### COLLECTED MATERIAL

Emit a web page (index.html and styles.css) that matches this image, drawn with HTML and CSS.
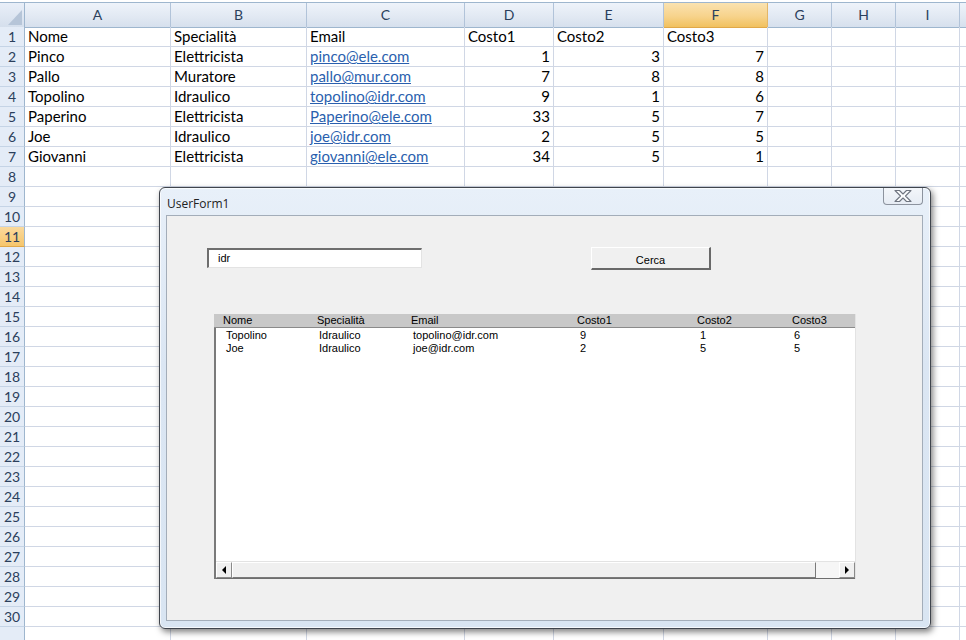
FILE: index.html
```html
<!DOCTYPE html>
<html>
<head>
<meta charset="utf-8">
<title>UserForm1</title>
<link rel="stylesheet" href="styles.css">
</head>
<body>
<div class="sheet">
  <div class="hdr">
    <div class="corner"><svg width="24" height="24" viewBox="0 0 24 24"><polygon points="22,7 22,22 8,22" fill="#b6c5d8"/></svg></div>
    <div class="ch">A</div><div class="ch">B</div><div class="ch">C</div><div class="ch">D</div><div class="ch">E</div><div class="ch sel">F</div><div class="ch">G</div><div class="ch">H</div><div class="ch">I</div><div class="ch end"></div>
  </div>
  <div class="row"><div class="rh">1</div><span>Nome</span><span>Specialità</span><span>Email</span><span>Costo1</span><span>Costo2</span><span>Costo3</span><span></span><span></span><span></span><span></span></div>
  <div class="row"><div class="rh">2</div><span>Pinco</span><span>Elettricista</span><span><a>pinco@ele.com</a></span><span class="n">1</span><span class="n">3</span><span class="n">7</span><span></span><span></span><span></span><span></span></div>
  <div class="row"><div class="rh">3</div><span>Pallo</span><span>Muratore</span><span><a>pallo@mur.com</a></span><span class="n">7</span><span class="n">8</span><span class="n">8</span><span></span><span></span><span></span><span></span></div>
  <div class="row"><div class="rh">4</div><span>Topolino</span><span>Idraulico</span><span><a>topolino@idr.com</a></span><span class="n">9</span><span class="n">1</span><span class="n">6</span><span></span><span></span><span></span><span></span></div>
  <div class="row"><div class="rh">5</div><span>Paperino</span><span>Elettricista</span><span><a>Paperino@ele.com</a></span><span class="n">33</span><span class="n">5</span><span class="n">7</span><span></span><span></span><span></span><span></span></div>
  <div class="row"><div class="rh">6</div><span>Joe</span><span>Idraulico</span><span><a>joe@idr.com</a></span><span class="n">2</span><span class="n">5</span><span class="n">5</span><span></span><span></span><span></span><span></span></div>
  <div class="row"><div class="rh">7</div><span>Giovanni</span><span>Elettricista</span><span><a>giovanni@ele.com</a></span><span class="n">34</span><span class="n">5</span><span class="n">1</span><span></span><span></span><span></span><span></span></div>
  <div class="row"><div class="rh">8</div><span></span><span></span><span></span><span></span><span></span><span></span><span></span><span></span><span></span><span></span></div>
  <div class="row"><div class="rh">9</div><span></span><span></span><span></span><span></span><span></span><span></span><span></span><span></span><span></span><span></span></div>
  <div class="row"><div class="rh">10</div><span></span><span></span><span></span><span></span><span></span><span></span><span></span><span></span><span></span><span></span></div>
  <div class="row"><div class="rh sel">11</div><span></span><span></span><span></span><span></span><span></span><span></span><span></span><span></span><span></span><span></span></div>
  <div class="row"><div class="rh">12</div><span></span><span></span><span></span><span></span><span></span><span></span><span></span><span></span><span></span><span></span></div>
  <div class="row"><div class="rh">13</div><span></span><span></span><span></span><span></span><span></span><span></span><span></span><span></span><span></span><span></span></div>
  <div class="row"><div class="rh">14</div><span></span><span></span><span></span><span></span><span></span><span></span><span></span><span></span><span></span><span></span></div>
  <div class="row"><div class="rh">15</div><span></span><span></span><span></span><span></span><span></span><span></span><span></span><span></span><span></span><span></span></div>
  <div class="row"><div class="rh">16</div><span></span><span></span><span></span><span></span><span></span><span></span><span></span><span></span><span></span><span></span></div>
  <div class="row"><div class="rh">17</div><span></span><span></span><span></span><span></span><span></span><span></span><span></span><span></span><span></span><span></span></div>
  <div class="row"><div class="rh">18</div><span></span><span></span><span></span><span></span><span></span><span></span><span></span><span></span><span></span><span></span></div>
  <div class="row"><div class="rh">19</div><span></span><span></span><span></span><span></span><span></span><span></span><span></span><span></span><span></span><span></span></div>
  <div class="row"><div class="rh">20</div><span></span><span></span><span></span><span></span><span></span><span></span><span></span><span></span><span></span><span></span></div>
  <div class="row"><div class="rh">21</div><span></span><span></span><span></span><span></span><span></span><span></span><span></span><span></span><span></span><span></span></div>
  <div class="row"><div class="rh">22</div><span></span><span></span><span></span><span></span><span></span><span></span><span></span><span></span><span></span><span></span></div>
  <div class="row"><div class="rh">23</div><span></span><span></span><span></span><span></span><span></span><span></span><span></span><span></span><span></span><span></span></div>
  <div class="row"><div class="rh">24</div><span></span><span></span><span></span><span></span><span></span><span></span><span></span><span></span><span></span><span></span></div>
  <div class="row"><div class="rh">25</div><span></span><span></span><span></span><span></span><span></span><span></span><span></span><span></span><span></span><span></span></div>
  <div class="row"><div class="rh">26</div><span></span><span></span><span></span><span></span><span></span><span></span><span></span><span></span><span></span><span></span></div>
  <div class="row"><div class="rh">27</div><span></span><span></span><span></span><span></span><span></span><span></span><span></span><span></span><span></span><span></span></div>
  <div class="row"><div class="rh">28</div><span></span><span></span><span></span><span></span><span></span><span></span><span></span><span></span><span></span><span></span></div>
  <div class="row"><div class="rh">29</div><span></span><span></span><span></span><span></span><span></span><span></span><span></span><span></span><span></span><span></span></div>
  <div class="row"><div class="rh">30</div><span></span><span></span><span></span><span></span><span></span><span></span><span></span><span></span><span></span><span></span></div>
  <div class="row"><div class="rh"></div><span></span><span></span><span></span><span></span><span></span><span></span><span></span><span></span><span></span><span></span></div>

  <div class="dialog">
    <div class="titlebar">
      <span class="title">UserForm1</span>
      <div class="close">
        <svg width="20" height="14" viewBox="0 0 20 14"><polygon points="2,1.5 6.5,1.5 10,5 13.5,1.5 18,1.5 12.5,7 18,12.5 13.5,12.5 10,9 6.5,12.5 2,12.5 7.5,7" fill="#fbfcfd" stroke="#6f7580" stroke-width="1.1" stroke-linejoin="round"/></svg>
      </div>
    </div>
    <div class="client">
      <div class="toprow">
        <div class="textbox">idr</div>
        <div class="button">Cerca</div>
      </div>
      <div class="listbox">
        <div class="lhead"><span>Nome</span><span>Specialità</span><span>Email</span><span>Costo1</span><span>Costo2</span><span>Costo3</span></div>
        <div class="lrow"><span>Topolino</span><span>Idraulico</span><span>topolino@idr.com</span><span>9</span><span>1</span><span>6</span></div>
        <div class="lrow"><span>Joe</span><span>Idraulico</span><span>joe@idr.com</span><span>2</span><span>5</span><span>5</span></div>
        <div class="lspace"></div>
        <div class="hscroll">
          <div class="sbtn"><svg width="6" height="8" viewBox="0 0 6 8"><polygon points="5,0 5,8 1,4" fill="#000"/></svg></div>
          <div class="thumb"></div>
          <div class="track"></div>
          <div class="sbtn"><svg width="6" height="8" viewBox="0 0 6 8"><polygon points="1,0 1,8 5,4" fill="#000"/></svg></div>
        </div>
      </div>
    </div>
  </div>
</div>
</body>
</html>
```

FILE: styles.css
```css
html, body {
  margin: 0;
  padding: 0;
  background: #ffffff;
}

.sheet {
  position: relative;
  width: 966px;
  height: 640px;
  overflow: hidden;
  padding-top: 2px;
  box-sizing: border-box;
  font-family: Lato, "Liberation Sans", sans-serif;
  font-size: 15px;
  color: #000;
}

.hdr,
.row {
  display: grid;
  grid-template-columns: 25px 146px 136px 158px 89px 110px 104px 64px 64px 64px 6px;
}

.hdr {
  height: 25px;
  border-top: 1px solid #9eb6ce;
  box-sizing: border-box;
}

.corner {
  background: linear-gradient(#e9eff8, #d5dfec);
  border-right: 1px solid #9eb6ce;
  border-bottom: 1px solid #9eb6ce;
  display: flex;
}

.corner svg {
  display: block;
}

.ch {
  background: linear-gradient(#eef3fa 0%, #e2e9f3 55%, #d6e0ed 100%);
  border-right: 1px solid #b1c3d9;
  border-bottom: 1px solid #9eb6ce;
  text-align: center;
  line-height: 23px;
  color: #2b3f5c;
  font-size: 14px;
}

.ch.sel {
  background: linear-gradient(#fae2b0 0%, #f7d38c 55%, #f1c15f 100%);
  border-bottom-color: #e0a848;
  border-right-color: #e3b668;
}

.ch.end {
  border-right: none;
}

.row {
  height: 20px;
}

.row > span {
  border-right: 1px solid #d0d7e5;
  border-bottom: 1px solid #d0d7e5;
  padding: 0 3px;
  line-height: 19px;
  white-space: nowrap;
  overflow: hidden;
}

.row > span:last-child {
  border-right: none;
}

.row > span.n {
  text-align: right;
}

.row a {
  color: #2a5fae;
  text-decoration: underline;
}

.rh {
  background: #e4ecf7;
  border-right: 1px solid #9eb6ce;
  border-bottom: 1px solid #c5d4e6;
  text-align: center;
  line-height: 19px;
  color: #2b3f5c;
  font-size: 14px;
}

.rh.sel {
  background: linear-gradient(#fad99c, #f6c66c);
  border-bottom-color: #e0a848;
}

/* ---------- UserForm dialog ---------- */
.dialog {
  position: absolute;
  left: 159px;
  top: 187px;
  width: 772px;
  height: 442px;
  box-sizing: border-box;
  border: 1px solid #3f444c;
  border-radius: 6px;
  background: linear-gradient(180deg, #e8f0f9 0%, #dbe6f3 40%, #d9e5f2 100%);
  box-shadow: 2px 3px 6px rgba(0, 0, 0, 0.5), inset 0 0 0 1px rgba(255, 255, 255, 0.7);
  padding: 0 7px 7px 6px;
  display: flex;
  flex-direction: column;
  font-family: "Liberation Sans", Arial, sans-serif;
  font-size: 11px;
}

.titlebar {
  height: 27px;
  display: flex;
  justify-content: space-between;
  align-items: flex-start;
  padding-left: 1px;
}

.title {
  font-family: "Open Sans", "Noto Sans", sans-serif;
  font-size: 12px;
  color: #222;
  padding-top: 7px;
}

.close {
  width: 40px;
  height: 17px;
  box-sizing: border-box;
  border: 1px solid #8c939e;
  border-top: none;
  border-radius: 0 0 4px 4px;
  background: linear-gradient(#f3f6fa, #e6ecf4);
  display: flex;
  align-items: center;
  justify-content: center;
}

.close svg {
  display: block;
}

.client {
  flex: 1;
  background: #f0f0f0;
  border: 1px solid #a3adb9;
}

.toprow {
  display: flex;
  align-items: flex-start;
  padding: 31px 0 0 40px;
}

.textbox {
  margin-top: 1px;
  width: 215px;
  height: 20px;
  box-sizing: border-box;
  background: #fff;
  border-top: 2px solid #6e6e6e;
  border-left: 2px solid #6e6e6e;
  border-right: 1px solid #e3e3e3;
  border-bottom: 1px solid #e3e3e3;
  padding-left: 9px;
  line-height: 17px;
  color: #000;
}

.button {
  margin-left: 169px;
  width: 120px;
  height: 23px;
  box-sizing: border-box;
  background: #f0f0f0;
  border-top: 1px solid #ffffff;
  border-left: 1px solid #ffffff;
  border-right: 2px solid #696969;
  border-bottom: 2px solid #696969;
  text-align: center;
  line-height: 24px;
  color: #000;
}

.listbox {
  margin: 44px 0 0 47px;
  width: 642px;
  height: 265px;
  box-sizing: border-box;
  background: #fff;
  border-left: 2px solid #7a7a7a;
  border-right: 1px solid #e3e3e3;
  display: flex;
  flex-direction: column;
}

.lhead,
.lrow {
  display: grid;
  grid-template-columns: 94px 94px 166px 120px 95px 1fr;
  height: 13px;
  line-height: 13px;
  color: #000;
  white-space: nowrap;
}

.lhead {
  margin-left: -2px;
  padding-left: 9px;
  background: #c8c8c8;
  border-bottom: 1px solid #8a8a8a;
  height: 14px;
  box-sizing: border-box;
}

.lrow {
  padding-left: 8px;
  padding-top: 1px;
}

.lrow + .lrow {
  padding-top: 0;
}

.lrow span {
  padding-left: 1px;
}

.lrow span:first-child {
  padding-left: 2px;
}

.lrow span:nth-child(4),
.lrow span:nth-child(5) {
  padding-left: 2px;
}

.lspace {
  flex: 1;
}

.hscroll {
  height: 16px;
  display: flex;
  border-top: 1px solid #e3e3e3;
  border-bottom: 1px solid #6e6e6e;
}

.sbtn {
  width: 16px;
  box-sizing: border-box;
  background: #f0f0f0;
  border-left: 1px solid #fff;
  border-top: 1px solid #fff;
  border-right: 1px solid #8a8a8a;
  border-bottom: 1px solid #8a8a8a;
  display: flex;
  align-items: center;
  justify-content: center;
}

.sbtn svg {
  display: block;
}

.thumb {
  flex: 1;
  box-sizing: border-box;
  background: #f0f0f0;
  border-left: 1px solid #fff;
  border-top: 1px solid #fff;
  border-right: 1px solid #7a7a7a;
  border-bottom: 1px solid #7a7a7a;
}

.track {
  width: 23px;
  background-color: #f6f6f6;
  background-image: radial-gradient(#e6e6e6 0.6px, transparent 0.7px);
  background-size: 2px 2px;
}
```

### WRITTEN REQUEST
Show every line that contains the word "image".

### COMPLETED EXERCISE
Emit a web page (index.html and styles.css) that matches this image, drawn with HTML and CSS.
  background-image: radial-gradient(#e6e6e6 0.6px, transparent 0.7px);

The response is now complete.